The scattering of Unite the Right 2 protesters could have been delivered straight from Liberal Central Casting. Even though the white nationalists, especially after Charlottesville, are a political nonentity, they can still serve as a profitable bogeyman.

Who were the few Unite the Right faithful?

One of the big mysteries is why anyone would trust or follow protest organizer Jason Kessler.  A year ago, after a neo-Nazi crashed his car into counterprotesters in Charlottesville, Virginia, killing Heather Heyer, Kessler tweeted out that she was a “fat, disgusting communist.” That sparked an uproar, so Kessler blamed Ambien and Xanax for the noxious tweet. After Kessler sued the Charlottesville government, the names of his allies and cohorts were disclosed in court filings, even including encrypted messages sent via Signal. Kessler admitted that he is relying on “donations sporadically from my grandmother.” 

Were Sunday’s attendees distinguished by their inability to do a Google search on Kessler’s background?  Or perhaps the story is more complicated, considering the role of double agents in recent protests. 

Last August’s Charlottesville protest was preceded by a Klan rally spearheaded by a long-term violent FBI informant. Christopher Cantwell, a top organizer of the Unite the Right rally a year ago, recently admitted that he is now an FBI informant. That’s a common trait among supposedly anti-government types: the FBI had nine confidential informants inside the 2016 standoff with ranchers and protesters at Oregon’s Malheur National Wildlife Refuge. In 2006, an FBI informant organized and led a neo-Nazi march in Florida. It would not be surprising if the feds had additional informants among white nationalists (especially among people seeking plea bargains) beyond those who have been publicly exposed.

Regardless of why people turned out in Washington, the D.C. police handled the protest well, taking all necessary precautions to separate the opposing demonstrations. Charlottesville turned into a tragedy in part because the police chief (who subsequently resigned) responded to escalating violence by telling his officers to “let them fight.” Police intentionally drove the white nationalists into the angry counterprotesters — even though both groups had plenty of weapons, including guns and at least one makeshift flamethrower. Charlottesville police bizarrely withdrew the sole officerblocking the intersection through which a driver later plowed into counterprotesters and killed Heyer.  

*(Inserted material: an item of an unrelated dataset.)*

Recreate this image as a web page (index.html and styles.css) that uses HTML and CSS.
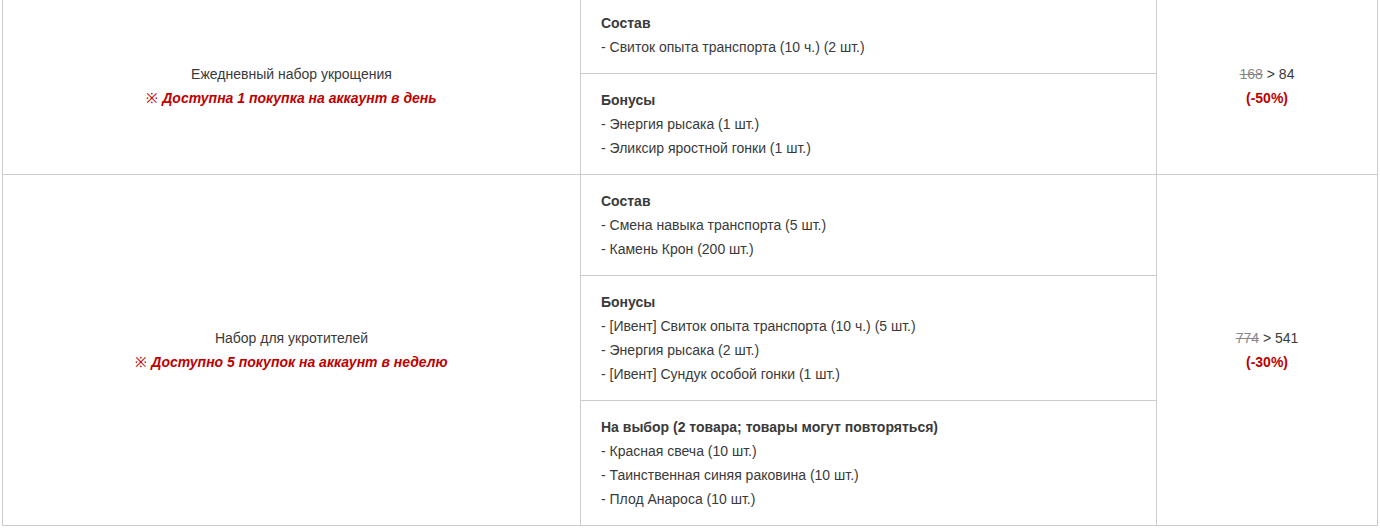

Some of the media coverage leading up to Sunday’s close to non-event tarred as many people as possible as unindicted co-conspirators.  A New York Magazine headline proclaimed: “A Year After Charlottesville, Racists to Gather in Trump’s Neighborhood.” Vox, one of the most respected left-leaning websites, announced Friday that 24 million white Americans share the views of the Alt-Right protesters. A few hours later, the publication said a “data error” had more than doubled the number of Alt-Right leaning Americans, and that it was actually only 11 million. Pick a million, any million. Yet, on the same day, another Vox piece conceded: “Under public pressure, the alt-right has largely disintegrated.”

Hatred on the left masked as anti-hatred

Conservatives will do their damnedest to showcase the extremism of some  counterprotesters.  In Charlottesville on Saturday and Sunday, Antifa activists attacked police and the media and denounced police as Klan members. And in Washington, counterprotesters chanted that “America was never great” and held signs demanding the disarming the police — not a comforting idea to most Americans who have more fear of vicious criminals than of law enforcement officers. 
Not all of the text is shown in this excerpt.